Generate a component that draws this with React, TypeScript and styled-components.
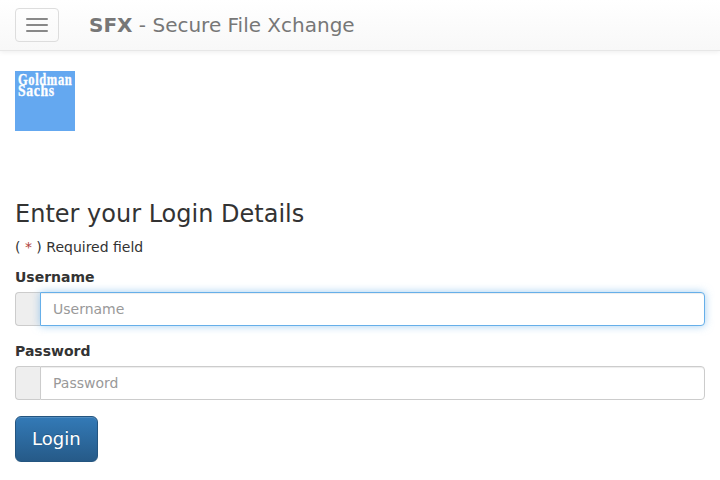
import React from "react";
import styled, { createGlobalStyle } from "styled-components";

const GlobalStyle = createGlobalStyle`
  * { box-sizing: border-box; }
  body {
    margin: 0;
    background: #fff;
    color: #333;
    font: 14px/20px "DejaVu Sans", sans-serif;
  }
`;

const Navbar = styled.header`
  display: flex;
  align-items: center;
  height: 51px;
  padding: 0 15px;
  border-bottom: 1px solid #e7e7e7;
  background: linear-gradient(to bottom, #fff 0%, #f8f8f8 100%);
  box-shadow: inset 0 1px 0 rgba(255, 255, 255, 0.15), 0 1px 5px rgba(0, 0, 0, 0.075);
`;

const Toggle = styled.button`
  display: flex;
  flex-direction: column;
  justify-content: center;
  gap: 4px;
  width: 44px;
  height: 34px;
  padding: 0 10px;
  border: 1px solid #ddd;
  border-radius: 4px;
  background: transparent;
`;

const ToggleBar = styled.span`
  height: 2px;
  border-radius: 1px;
  background: #888;
`;

const Brand = styled.div`
  margin-left: 30px;
  color: #777;
  font-size: 20px;
  text-shadow: 0 1px 0 rgba(255, 255, 255, 0.25);
`;

const Content = styled.main`
  padding: 20px 15px 0;
`;

const Logo = styled.svg`
  display: block;
  width: 60px;
  height: 60px;
`;

const Title = styled.h1`
  margin: 70px 0 10px;
  font-size: 24px;
  font-weight: 400;
  line-height: 26px;
`;

const Note = styled.p`
  margin: 0 0 10px;
`;

const Required = styled.span`
  color: #b0413a;
`;

const Field = styled.div`
  margin-bottom: 15px;
`;

const Label = styled.label`
  display: block;
  margin-bottom: 5px;
  font-weight: 700;
`;

const InputGroup = styled.div`
  display: flex;
  height: 34px;
`;

const Addon = styled.span`
  width: 25px;
  border: 1px solid #ccc;
  border-right: 0;
  border-radius: 4px 0 0 4px;
  background: #eee;
`;

const Input = styled.input<{ $active?: boolean }>`
  flex: 1;
  min-width: 0;
  padding: 6px 12px;
  border: 1px solid ${(p) => (p.$active ? "#66afe9" : "#ccc")};
  border-radius: 0 4px 4px 0;
  outline: 0;
  background: #fff;
  color: #555;
  font: inherit;
  box-shadow: inset 0 1px 1px rgba(0, 0, 0, 0.075)
    ${(p) => (p.$active ? ", 0 0 8px rgba(102, 175, 233, 0.6)" : "")};

  &::placeholder {
    color: #999;
    opacity: 1;
  }
`;

const LoginButton = styled.button`
  display: block;
  height: 46px;
  margin-top: 16px;
  padding: 10px 16px;
  border: 1px solid #245580;
  border-radius: 6px;
  background: linear-gradient(to bottom, #337ab7 0%, #265a88 100%);
  color: #fff;
  font: 18px/24px "DejaVu Sans", sans-serif;
  text-shadow: 0 -1px 0 rgba(0, 0, 0, 0.2);
  box-shadow: inset 0 1px 0 rgba(255, 255, 255, 0.15), 0 1px 1px rgba(0, 0, 0, 0.075);
`;

export default function App() {
  return (
    <>
      <GlobalStyle />
      <Navbar>
        <Toggle aria-label="Toggle navigation">
          <ToggleBar />
          <ToggleBar />
          <ToggleBar />
        </Toggle>
        <Brand>
          <b>SFX</b> - Secure File Xchange
        </Brand>
      </Navbar>
      <Content>
        <Logo viewBox="0 0 60 60" role="img" aria-label="Goldman Sachs">
          <rect width="60" height="60" fill="#64a8f0" />
          <g
            fill="#fff"
            stroke="#fff"
            strokeWidth="0.35"
            fontFamily="Liberation Serif, serif"
            fontWeight="700"
            fontSize="16.5"
            letterSpacing="0.8"
            transform="translate(3 0) scale(0.76 1)"
          >
            <text y="14" textLength="71.5" lengthAdjust="spacingAndGlyphs">Goldman</text>
            <text y="25" textLength="48.5" lengthAdjust="spacingAndGlyphs">Sachs</text>
          </g>
        </Logo>
        <Title>Enter your Login Details</Title>
        <Note>
          ( <Required>*</Required> ) Required field
        </Note>
        <form>
          <Field>
            <Label htmlFor="username">Username</Label>
            <InputGroup>
              <Addon />
              <Input id="username" placeholder="Username" $active />
            </InputGroup>
          </Field>
          <Field>
            <Label htmlFor="password">Password</Label>
            <InputGroup>
              <Addon />
              <Input id="password" type="password" placeholder="Password" />
            </InputGroup>
          </Field>
          <LoginButton type="button">Login</LoginButton>
        </form>
      </Content>
    </>
  );
}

......

GIVEN REQUEST> Without the images, write out each line of the data verbatim.

THE SOLUTION>
Generate a component that draws this with React, TypeScript and styled-components.
import React from "react";
import styled, { createGlobalStyle } from "styled-components";

const GlobalStyle = createGlobalStyle`
  * { box-sizing: border-box; }
  body {
    margin: 0;
    background: #fff;
    color: #333;
    font: 14px/20px "DejaVu Sans", sans-serif;
  }
`;

const Navbar = styled.header`
  display: flex;
  align-items: center;
  height: 51px;
  padding: 0 15px;
  border-bottom: 1px solid #e7e7e7;
  background: linear-gradient(to bottom, #fff 0%, #f8f8f8 100%);
  box-shadow: inset 0 1px 0 rgba(255, 255, 255, 0.15), 0 1px 5px rgba(0, 0, 0, 0.075);
`;

const Toggle = styled.button`
  display: flex;
  flex-direction: column;
  justify-content: center;
  gap: 4px;
  width: 44px;
  height: 34px;
  padding: 0 10px;
  border: 1px solid #ddd;
  border-radius: 4px;
  background: transparent;
`;

const ToggleBar = styled.span`
  height: 2px;
  border-radius: 1px;
  background: #888;
`;

const Brand = styled.div`
  margin-left: 30px;
  color: #777;
  font-size: 20px;
  text-shadow: 0 1px 0 rgba(255, 255, 255, 0.25);
`;

const Content = styled.main`
  padding: 20px 15px 0;
`;

const Logo = styled.svg`
  display: block;
  width: 60px;
  height: 60px;
`;

const Title = styled.h1`
  margin: 70px 0 10px;
  font-size: 24px;
  font-weight: 400;
  line-height: 26px;
`;

const Note = styled.p`
  margin: 0 0 10px;
`;

const Required = styled.span`
  color: #b0413a;
`;

const Field = styled.div`
  margin-bottom: 15px;
`;

const Label = styled.label`
  display: block;
  margin-bottom: 5px;
  font-weight: 700;
`;

const InputGroup = styled.div`
  display: flex;
  height: 34px;
`;

const Addon = styled.span`
  width: 25px;
  border: 1px solid #ccc;
  border-right: 0;
  border-radius: 4px 0 0 4px;
  background: #eee;
`;

const Input = styled.input<{ $active?: boolean }>`
  flex: 1;
  min-width: 0;
  padding: 6px 12px;
  border: 1px solid ${(p) => (p.$active ? "#66afe9" : "#ccc")};
  border-radius: 0 4px 4px 0;
  outline: 0;
  background: #fff;
  color: #555;
  font: inherit;
  box-shadow: inset 0 1px 1px rgba(0, 0, 0, 0.075)
    ${(p) => (p.$active ? ", 0 0 8px rgba(102, 175, 233, 0.6)" : "")};

  &::placeholder {
    color: #999;
    opacity: 1;
  }
`;

const LoginButton = styled.button`
  display: block;
  height: 46px;
  margin-top: 16px;
  padding: 10px 16px;
  border: 1px solid #245580;
  border-radius: 6px;
  background: linear-gradient(to bottom, #337ab7 0%, #265a88 100%);
  color: #fff;
  font: 18px/24px "DejaVu Sans", sans-serif;
  text-shadow: 0 -1px 0 rgba(0, 0, 0, 0.2);
  box-shadow: inset 0 1px 0 rgba(255, 255, 255, 0.15), 0 1px 1px rgba(0, 0, 0, 0.075);
`;

export default function App() {
  return (
    <>
      <GlobalStyle />
      <Navbar>
        <Toggle aria-label="Toggle navigation">
          <ToggleBar />
          <ToggleBar />
          <ToggleBar />
        </Toggle>
        <Brand>
          <b>SFX</b> - Secure File Xchange
        </Brand>
      </Navbar>
      <Content>
        <Logo viewBox="0 0 60 60" role="img" aria-label="Goldman Sachs">
          <rect width="60" height="60" fill="#64a8f0" />
          <g
            fill="#fff"
            stroke="#fff"
            strokeWidth="0.35"
            fontFamily="Liberation Serif, serif"
            fontWeight="700"
            fontSize="16.5"
            letterSpacing="0.8"
            transform="translate(3 0) scale(0.76 1)"
          >
            <text y="14" textLength="71.5" lengthAdjust="spacingAndGlyphs">Goldman</text>
            <text y="25" textLength="48.5" lengthAdjust="spacingAndGlyphs">Sachs</text>
          </g>
        </Logo>
        <Title>Enter your Login Details</Title>
        <Note>
          ( <Required>*</Required> ) Required field
        </Note>
        <form>
          <Field>
            <Label htmlFor="username">Username</Label>
            <InputGroup>
              <Addon />
              <Input id="username" placeholder="Username" $active />
            </InputGroup>
          </Field>
          <Field>
            <Label htmlFor="password">Password</Label>
            <InputGroup>
              <Addon />
              <Input id="password" type="password" placeholder="Password" />
            </InputGroup>
          </Field>
          <LoginButton type="button">Login</LoginButton>
        </form>
      </Content>
    </>
  );
}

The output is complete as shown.